From left, United Russia party leader Boris Gryzlov, Liberal Democratic Party faction leader Igor Lebedev, Sergei Neverov, a United Russia party leader, Liberal Democratic Party leader Vladimir Zhirinovsky, Communist Party leader Gennady Zyuganov talk while waiting for a meeting of Russian President Dmitry Medvedev with leaders of parties that won seats in the State Duma, in the Gorki residence outside Moscow, Dec. 13, 2011. Dmitry Astakhov,AP Photo/RIA Novosti, Presidential Press Service

MOSCOW - The former Russian parliament speaker says he will not take a seat in the newly elected lower house, a move reflecting authorities' efforts to contain public anger fueled by a parliamentary election marred by allegations of widespread fraud.

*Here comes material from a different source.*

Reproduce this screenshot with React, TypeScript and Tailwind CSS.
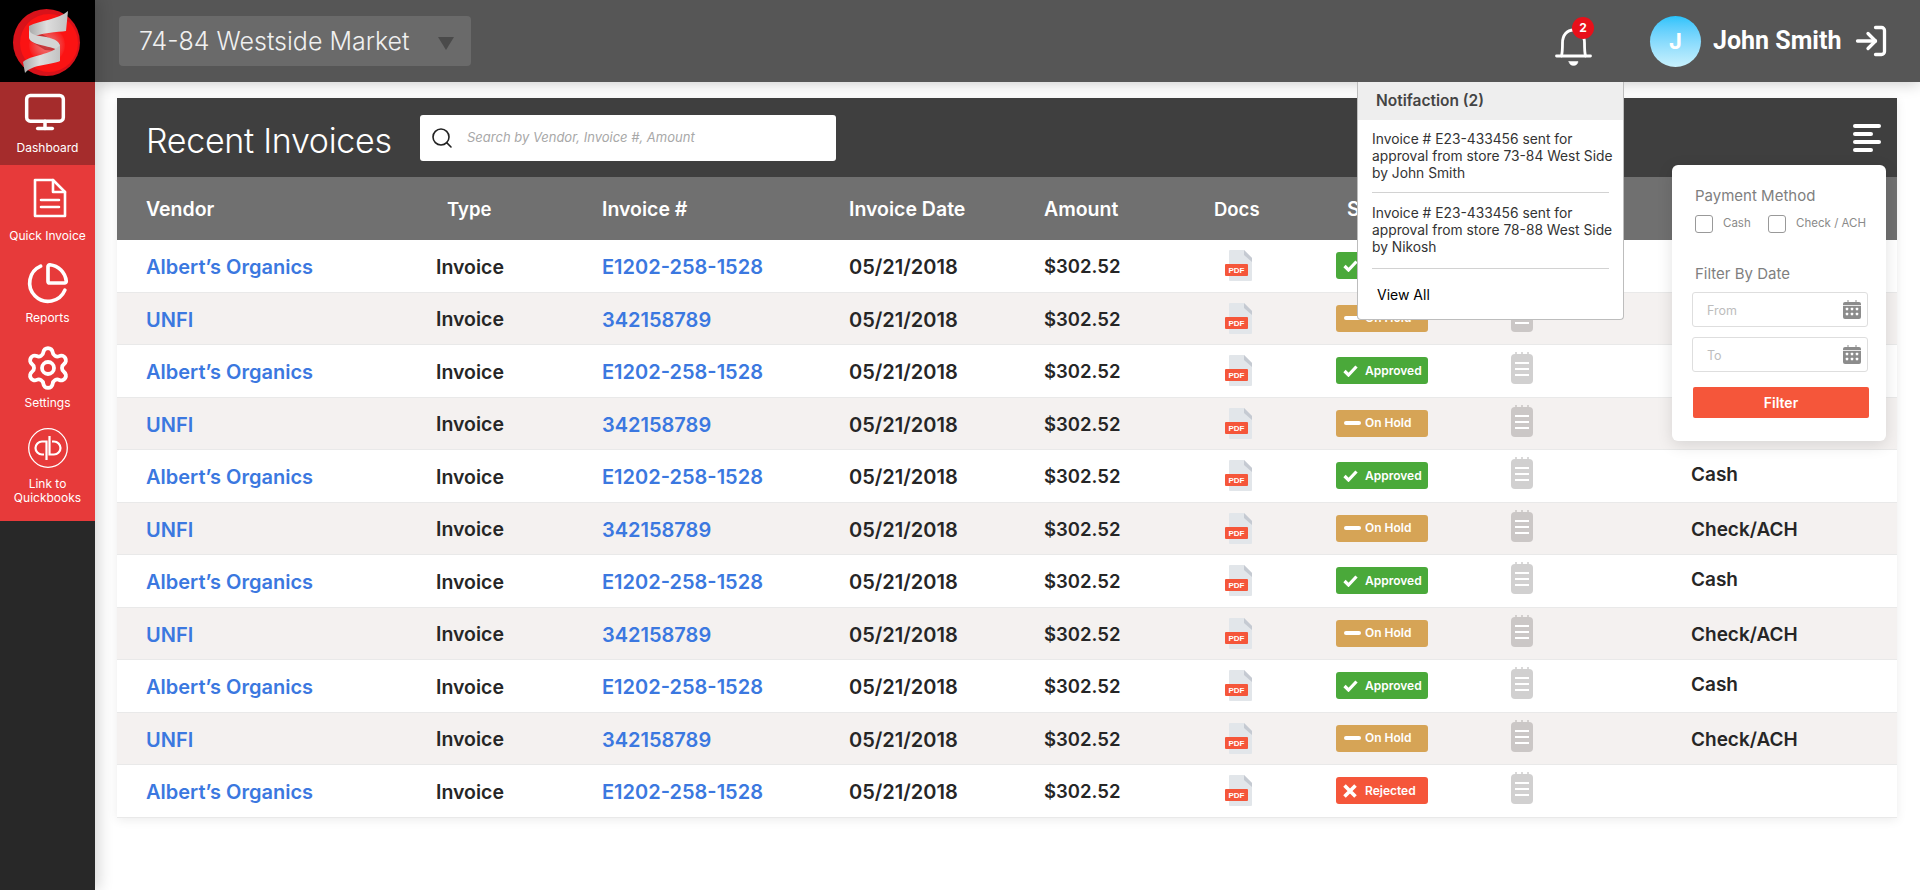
import { LogIn, Monitor, PieChart, Search, Settings } from 'lucide-react';

const FONT = "font-['Inter','Noto_Sans',sans-serif]";
const COLS = 'grid grid-cols-[290px_166px_247px_195px_170px_122px_175px_180px_1fr] items-center pl-[29px]';

type Status = 'Approved' | 'On Hold' | 'Rejected';

const rows: { vendor: string; invoice: string; status: Status; payment: string }[] = [
  { vendor: 'Albert’s Organics', invoice: 'E1202-258-1528', status: 'Approved', payment: '' },
  { vendor: 'UNFI', invoice: '342158789', status: 'On Hold', payment: '' },
  { vendor: 'Albert’s Organics', invoice: 'E1202-258-1528', status: 'Approved', payment: '' },
  { vendor: 'UNFI', invoice: '342158789', status: 'On Hold', payment: '' },
  { vendor: 'Albert’s Organics', invoice: 'E1202-258-1528', status: 'Approved', payment: 'Cash' },
  { vendor: 'UNFI', invoice: '342158789', status: 'On Hold', payment: 'Check/ACH' },
  { vendor: 'Albert’s Organics', invoice: 'E1202-258-1528', status: 'Approved', payment: 'Cash' },
  { vendor: 'UNFI', invoice: '342158789', status: 'On Hold', payment: 'Check/ACH' },
  { vendor: 'Albert’s Organics', invoice: 'E1202-258-1528', status: 'Approved', payment: 'Cash' },
  { vendor: 'UNFI', invoice: '342158789', status: 'On Hold', payment: 'Check/ACH' },
  { vendor: 'Albert’s Organics', invoice: 'E1202-258-1528', status: 'Rejected', payment: '' },
];

function Logo() {
  return (
    <svg width="94" height="82" viewBox="0 0 94 82">
      <defs>
        <radialGradient id="logoCore" cx="0.5" cy="0.5" r="0.5">
          <stop offset="0" stopColor="#f47a7a" />
          <stop offset="0.6" stopColor="#f04a4a" />
          <stop offset="1" stopColor="#fb1c1c" />
        </radialGradient>
        <linearGradient id="logoBand" x1="0" y1="0" x2="1" y2="0">
          <stop offset="0" stopColor="#a9a9a9" />
          <stop offset="0.45" stopColor="#dedede" />
          <stop offset="1" stopColor="#c2c2c2" />
        </linearGradient>
      </defs>
      <circle cx="46.5" cy="42.5" r="33.5" fill="#d8121a" />
      <circle cx="49" cy="43" r="29" fill="#fb1313" />
      <circle cx="47" cy="45" r="18" fill="url(#logoCore)" />
      <path d="M40 33 L60 44 L58 51 L45 50 L29 40 Z" fill="#a3131a" opacity="0.55" />
      <path d="M68 11 L66 31 C58 32 40 33 29 38 L29 26 C40 20 58 20 68 11 Z" fill="url(#logoBand)" />
      <path d="M29 28 L29 38 C30 42 36 44 45 46 C52 48 59 49 60 52 L60 45 C58 39 48 37 40 36 C33 35 29 33 29 28 Z" fill="#d4d4d4" />
      <path d="M60 45 L60 61 C52 65 32 64 25 73 L23 62 C30 55 52 55 60 45 Z" fill="url(#logoBand)" />
    </svg>
  );
}

function DocIcon() {
  return (
    <svg width="34" height="40" viewBox="0 0 34 40" fill="none" stroke="white" strokeWidth="2.6" strokeLinejoin="round" strokeLinecap="round">
      <path d="M2 2 H20 L32 14 V38 H2 Z" />
      <path d="M20 2 V14 H32" />
      <path d="M8 22 H26 M8 29 H26" />
    </svg>
  );
}

function QuickbooksIcon() {
  return (
    <svg width="40" height="40" viewBox="0 0 40 40" fill="none" stroke="white">
      <circle cx="20" cy="20" r="19.3" strokeWidth="1.3" />
      <path d="M18.5 32 V13.5 H14 a6.5 6.5 0 0 0 0 13 H16" strokeWidth="2.2" />
      <path d="M21.5 8 V26.5 H26 a6.5 6.5 0 0 0 0 -13 H24" strokeWidth="2.2" />
    </svg>
  );
}

function BellIcon() {
  return (
    <svg width="37" height="38" viewBox="0 0 37 38" fill="none" stroke="white" strokeWidth="2.8" strokeLinecap="round" strokeLinejoin="round">
      <path d="M1.5 28 H35.5" />
      <path d="M6.5 28 C7.5 24 7.5 20 7.5 15 C7.5 7 12 2 18.5 2 C25 2 29.5 7 29.5 15 C29.5 20 29.5 24 30.5 28" />
      <path d="M14 33.5 H23 a4.5 4 0 0 1 -9 0 Z" fill="white" strokeWidth="0.5" />
    </svg>
  );
}

function CalendarIcon() {
  return (
    <svg width="18" height="19" viewBox="0 0 18 19">
      <path d="M5 0 V3 M13 0 V3" stroke="#8c8c8c" strokeWidth="1" />
      <rect x="0" y="2" width="18" height="17" rx="2" fill="#8c8c8c" />
      <path d="M0 5.5 H18" stroke="white" strokeWidth="0.8" />
      {[4, 9, 14].map(x => [9, 14].map(y => <rect key={`${x}-${y}`} x={x - 1.2} y={y - 1.2} width="2.4" height="2.4" rx="0.5" fill="white" />))}
    </svg>
  );
}

function PdfIcon() {
  return (
    <svg width="27" height="31" viewBox="0 0 27 31">
      <path d="M4 1 a1 1 0 0 1 1 -1 H19 L27 8 V30 a1 1 0 0 1 -1 1 H5 a1 1 0 0 1 -1 -1 Z" fill="#e2e6ea" />
      <path d="M19 0 L27 8 V12 L19 5 Z" fill="#c5cad2" />
      <rect x="0" y="14" width="23" height="12" rx="1" fill="#f5563a" />
      <text x="11.5" y="23.2" textAnchor="middle" fontSize="8" fontWeight="700" fill="white" fontFamily="Liberation Sans, sans-serif">PDF</text>
    </svg>
  );
}

function NotesIcon({ shade }: { shade: boolean }) {
  const c = shade ? '#cbc7c6' : '#d1d0d0';
  return (
    <svg width="22" height="32" viewBox="0 0 22 32" className="-mt-[5px]">
      <path d="M5 0 V3 M11 0 V3 M17 0 V3" stroke={c} strokeWidth="1.6" />
      <rect x="0" y="2" width="22" height="30" rx="4" fill={c} />
      <path d="M4 11 H18 M4 17 H18 M4 23 H18" stroke="white" strokeWidth="1.8" />
    </svg>
  );
}

function StatusBadge({ status }: { status: Status }) {
  const bg = status === 'Approved' ? 'bg-[#4aa93a]' : status === 'On Hold' ? 'bg-[#d6a456]' : 'bg-[#f5563a]';
  return (
    <div className={`flex h-[27px] w-[92px] items-center rounded-[3px] pl-[7px] text-[12px] font-semibold text-white ${bg}`}>
      <span className="flex w-[22px] shrink-0 items-center">
        {status === 'Approved' && (
          <svg width="15" height="12" viewBox="0 0 15 12" fill="none" stroke="white" strokeWidth="3.2">
            <path d="M1.5 6 L5.5 10 L13.5 1.5" />
          </svg>
        )}
        {status === 'On Hold' && <span className="ml-[1px] h-[4px] w-[17px] rounded-full bg-white" />}
        {status === 'Rejected' && (
          <svg width="14" height="14" viewBox="0 0 14 14" fill="none" stroke="white" strokeWidth="3.6">
            <path d="M1.5 1.5 L12.5 12.5 M12.5 1.5 L1.5 12.5" />
          </svg>
        )}
      </span>
      {status}
    </div>
  );
}

function SideItem({ label, active, icon, h }: { label: React.ReactNode; active?: boolean; icon: React.ReactNode; h: string }) {
  return (
    <div className={`flex flex-col items-center text-center text-[12px] leading-[14px] text-white ${h} ${active ? 'bg-[#a52c2c]' : ''}`}>
      {icon}
      {label}
    </div>
  );
}

export default function App() {
  return (
    <div className={`relative flex h-[890px] w-[1920px] overflow-hidden bg-white text-[#262626] ${FONT}`}>
      <aside className="z-20 flex w-[95px] shrink-0 flex-col bg-[#282828] shadow-[4px_0_14px_rgba(0,0,0,0.16)]">
        <div className="h-[82px] w-[95px] bg-black">
          <Logo />
        </div>
        <div className="flex h-[439px] flex-col bg-[#e73a3a]">
          <SideItem h="h-[83px] pt-[10px]" active label="Dashboard" icon={<Monitor size={44} strokeWidth={1.9} color="white" className="-my-[2px] mb-[7px] -ml-[5px]" />} />
          <SideItem h="h-[83px] pt-[13px]" label="Quick Invoice" icon={<span className="mb-[11px] ml-[5px] block h-[40px]"><DocIcon /></span>} />
          <SideItem h="h-[84px] pt-[15px]" label="Reports" icon={<PieChart size={44} strokeWidth={2} color="white" className="-my-[2px] mb-[6px]" />} />
          <SideItem h="h-[83px] pt-[15px]" label="Settings" icon={<Settings size={48} strokeWidth={1.9} color="white" className="-my-[3px] mb-[4px]" />} />
          <SideItem h="h-[106px] pt-[13px]" label={<>Link to<br />Quickbooks</>} icon={<span className="mb-[9px] block h-[40px]"><QuickbooksIcon /></span>} />
        </div>
      </aside>

      <div className="flex min-w-0 flex-1 flex-col">
        <header className="z-10 flex h-[82px] shrink-0 items-center bg-[#565656] pl-[24px] pr-[31px] shadow-[0_2px_14px_rgba(0,0,0,0.2)]">
          <div className="flex h-[50px] w-[352px] items-center justify-between rounded-[4px] bg-[#6a6a6a] pl-[20px] pr-[17px] text-[25px] font-light text-[#f0f0f0]">
            <span className="pt-[2px]">74-84 Westside Market</span>
            <span className="mt-[5px] h-0 w-0 border-x-[8px] border-t-[13px] border-x-transparent border-t-[#4a4a4a]" />
          </div>
          <div className="relative ml-auto h-[38px] w-[37px] translate-y-[6px]">
            <BellIcon />
            <span className="absolute -top-[11px] left-[17px] flex h-[22px] w-[22px] items-center justify-center rounded-full bg-[#e8101a] text-[12px] font-bold text-white">2</span>
          </div>
          <div className="ml-[58px] flex h-[51px] w-[51px] items-center justify-center rounded-full bg-gradient-to-b from-[#27c3fb] to-[#c8f1fd] text-[22px] font-bold text-white">J</div>
          <span className="ml-[12px] w-[125px] whitespace-nowrap font-['Roboto',sans-serif] text-[25px] font-bold text-white">John Smith</span>
          <LogIn size={36} strokeWidth={2.2} color="white" className="ml-[15px]" />
        </header>

        <main className="pl-[22px] pr-[23px] pt-[16px]">
          <div className="bg-white shadow-[0_2px_10px_rgba(0,0,0,0.08)]">
            <div className="flex h-[79px] items-center bg-[#3f3f3f] pl-[29px] pr-[16px]">
              <h1 className="w-[274px] whitespace-nowrap pt-[6px] text-[34px] font-light tracking-[-0.3px] text-white">Recent Invoices</h1>
              <div className="flex h-[46px] w-[416px] items-center rounded-[3px] bg-white pl-[10px] text-[13px] italic text-[#a8a8a8]">
                <Search size={24} strokeWidth={1.6} color="#222" className="mr-[13px]" />
                Search by Vendor, Invoice #, Amount
              </div>
              <div className="ml-auto flex w-[28px] flex-col gap-[4px]">
                <span className="h-[4px] w-[28px] rounded-full bg-white" />
                <span className="h-[4px] w-[20px] rounded-full bg-white" />
                <span className="h-[4px] w-[28px] rounded-full bg-white" />
                <span className="h-[4px] w-[20px] rounded-full bg-white" />
              </div>
            </div>

            <div className={`${COLS} h-[63px] bg-[#707070] pt-[2px] text-[19.5px] font-semibold text-white`}>
              <span>Vendor</span>
              <span className="pl-[11px] text-[18.5px]">Type</span>
              <span>Invoice #</span>
              <span>Invoice Date</span>
              <span>Amount</span>
              <span className="text-[18.5px]">Docs</span>
              <span className="pl-[11px]">Status</span>
            </div>

            {rows.map((r, i) => (
              <div key={i} className={`${COLS} h-[52.5px] border-b border-[#e9e9e9] text-[19.5px] font-semibold ${i % 2 ? 'bg-[#f4f1f0]' : 'bg-white'}`}>
                <span className="whitespace-nowrap pt-[3px] text-[20px] text-[#3b78e0]">{r.vendor}</span>
                <span className="pt-[3px]">Invoice</span>
                <span className="whitespace-nowrap pt-[3px] text-[20px] text-[#3b78e0]">{r.invoice}</span>
                <span className="pt-[3px] text-[20px]">05/21/2018</span>
                <span className="pt-[3px] text-[18.5px]">$302.52</span>
                <span className="pl-[11px]"><PdfIcon /></span>
                <StatusBadge status={r.status} />
                <NotesIcon shade={i % 2 === 1} />
                <span className={`text-[19px] ${r.payment === 'Cash' ? '-mt-[1px]' : 'pt-[4px]'}`}>{r.payment}</span>
              </div>
            ))}
          </div>
        </main>
      </div>

      {/* notification dropdown */}
      <div className="absolute left-[1357px] top-[82px] z-30 h-[238px] w-[267px] rounded-b-[4px] border border-t-0 border-[#bdbdbd] bg-white">
        <div className="flex h-[38px] items-center bg-[#eeeeee] pl-[18px] text-[15.5px] font-semibold text-[#444]">Notifaction (2)</div>
        <div className="mx-[14px] whitespace-nowrap border-b border-[#d2d2d2] pb-[10px] pt-[11px] text-[13.8px] leading-[17px] text-[#333]">
          Invoice # E23-433456 sent for<br />approval from store 73-84 West Side<br />by John Smith
        </div>
        <div className="mx-[14px] whitespace-nowrap border-b border-[#d2d2d2] pb-[12px] pt-[12px] text-[13.8px] leading-[17px] text-[#333]">
          Invoice # E23-433456 sent for<br />approval from store 78-88 West Side<br />by Nikosh
        </div>
        <div className="pl-[19px] pt-[17px] text-[14px] leading-[17px] text-black">View All</div>
      </div>

      {/* filter popover */}
      <div className="absolute left-[1672px] top-[165px] z-30 h-[276px] w-[214px] rounded-[6px] bg-white px-[20px] pt-[21px] shadow-[0_4px_16px_rgba(0,0,0,0.12)]">
        <div className="ml-[3px] text-[15px] leading-[20px] text-[#7f7f7f]">Payment Method</div>
        <div className="ml-[3px] mt-[9px] flex items-center whitespace-nowrap text-[11.5px] text-[#8a8a8a]">
          <span className="h-[18px] w-[18px] shrink-0 rounded-[3px] border border-[#999]" />
          <span className="ml-[10px] w-[46px]">Cash</span>
          <span className="h-[18px] w-[18px] shrink-0 rounded-[3px] border border-[#999]" />
          <span className="ml-[10px]">Check / ACH</span>
        </div>
        <div className="ml-[3px] mt-[31px] text-[15px] leading-[20px] text-[#7f7f7f]">Filter By Date</div>
        <div className="mt-[8px] flex h-[35px] w-[176px] items-center justify-between rounded-[3px] border border-[#dedede] pl-[14px] pr-[6px] text-[12.5px] text-[#bdbdbd]">
          <span className="pt-[3px]">From</span> <CalendarIcon />
        </div>
        <div className="mt-[10px] flex h-[35px] w-[176px] items-center justify-between rounded-[3px] border border-[#dedede] pl-[14px] pr-[6px] text-[12.5px] text-[#bdbdbd]">
          <span className="pt-[3px]">To</span> <CalendarIcon />
        </div>
        <div className="ml-[1px] mt-[15px] flex h-[31px] w-[176px] items-center justify-center rounded-[2px] bg-[#f5563a] text-[14px] font-semibold text-white">Filter</div>
      </div>
    </div>
  );
}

Boris Gryzlov, who served as the lower house speaker for the past eight years, said in Wednesday's statement that he wouldn't enter parliament and would instead focus on leading the United Russia party.

United Russia lost about 20 percent of seats in the Dec. 4 election and barely retained its majority, denting the power of Prime Minister Vladimir Putin, who has relied on it as a key instrument of his 12-year rule.

Putin's authority suffered another blow over the weekend, when tens of thousands protesters in Moscow rallied against ballot-stuffing and other violations in the vote.